Bataco Industries is one of thousands of abandoned and polluted properties in Miami-Dade County that present a major environmental and health risk for the poor and minority communities in which they are disproportionately located.

And they are a national problem as well: 425,000 properties are mothballed in cities across the country, occupying up to 10 percent of urban land area, federal figures show.

The government calls these properties brownfields, because their pollution stands in the way of their redevelopment. Builders who worry about federal laws that can hold current property owners responsible for cleaning up pollution by a past tenant avoid brownfield properties and choose to build instead on pristine land in remote places.

These liability concerns persist, even as government agencies tout brownfields as the last emerging market in real estate, an obvious way to restore communities, curb sprawl and make a buck.

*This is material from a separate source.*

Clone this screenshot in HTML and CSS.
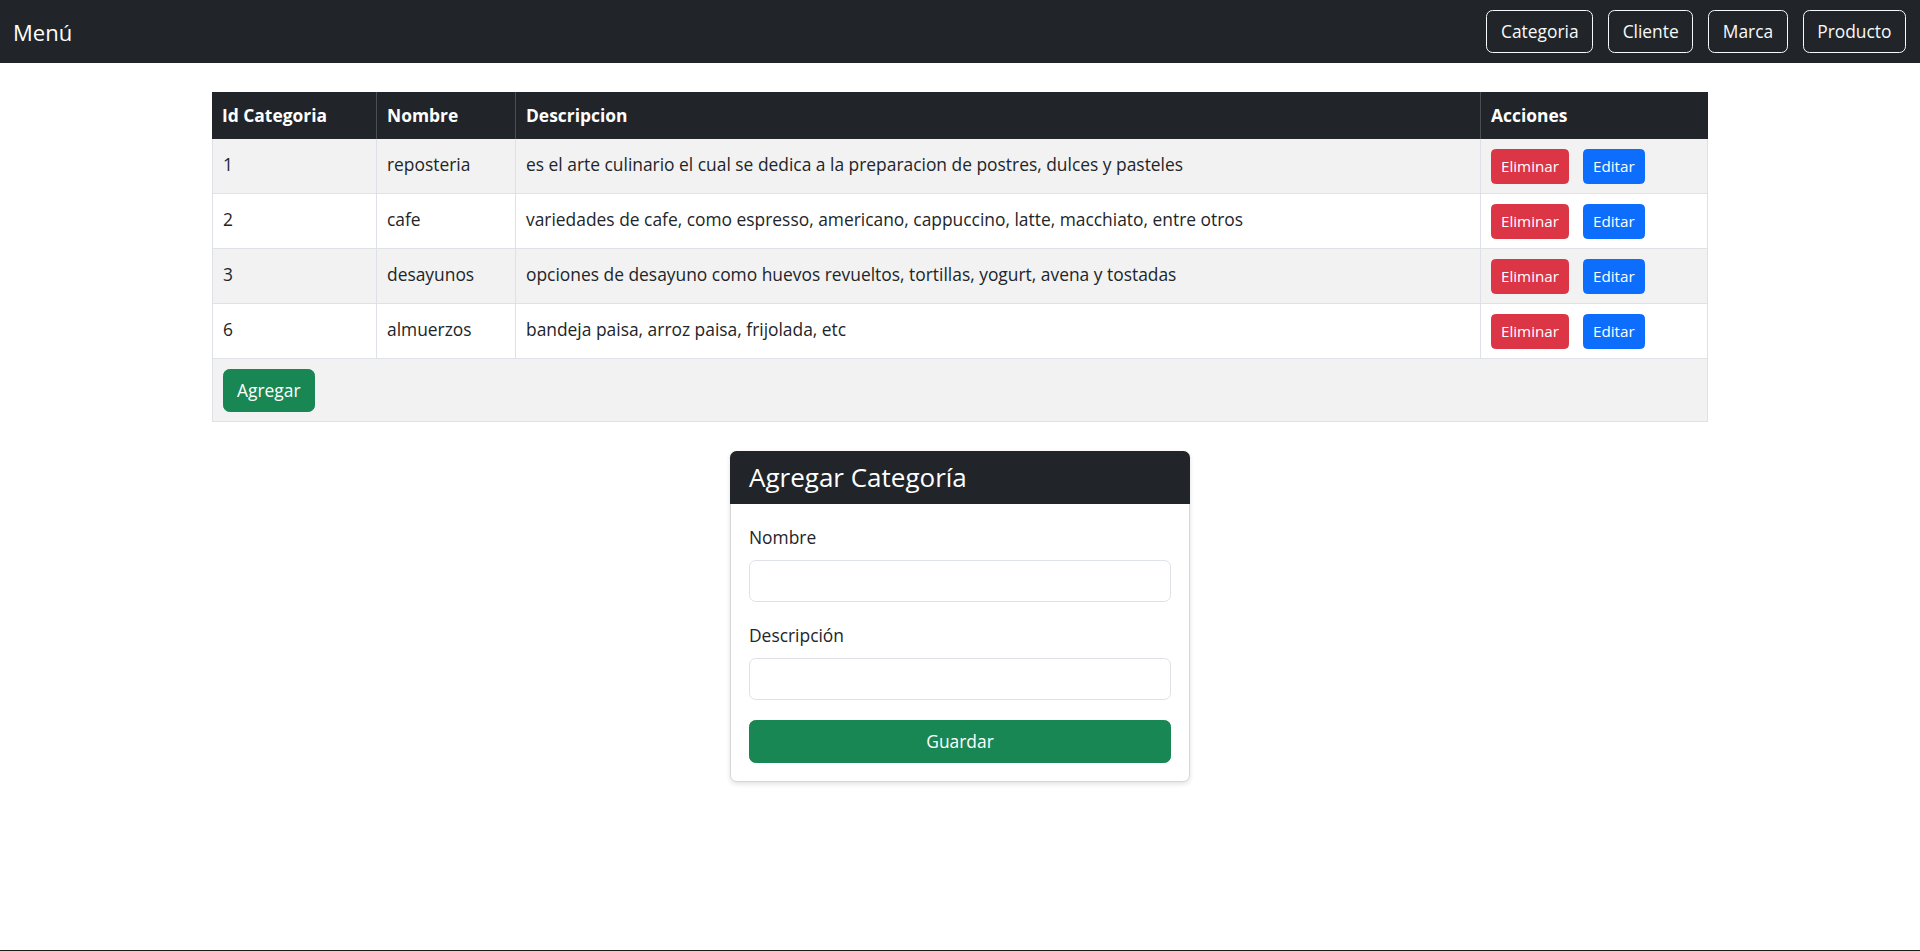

Which is exactly what real estate investor Francisco Martinez had in mind when he bought an unlikely property from the county: the former site of Bataco Industries, the decrepit Liberty City barbed-wire factory.

Why buy when officials estimated a $400,000 cleanup bill?

Because Mother Nature did Martinez, the county and neighboring residents a huge, nearly miraculous favor.

The pollution is gone, washed away over a decade by the natural cleansing process of an underground river. In a letter dated June 12, the Miami-Dade Department of Environmental Resources Management notified Martinez that contaminants in the ground no longer exceeded legal levels.

``I knew that it was abandoned for all those years, and I knew that the contamination would be taken away . . . by the Little River,'' Martinez said.

Martinez, a Barcelona native who starred in at least 40 spaghetti westerns as ``Martin Gilbert'' during the 1960s and '70s, can now move forward with his plan to convert the warehouse into a $5 million, 50,000-square-foot movie studio.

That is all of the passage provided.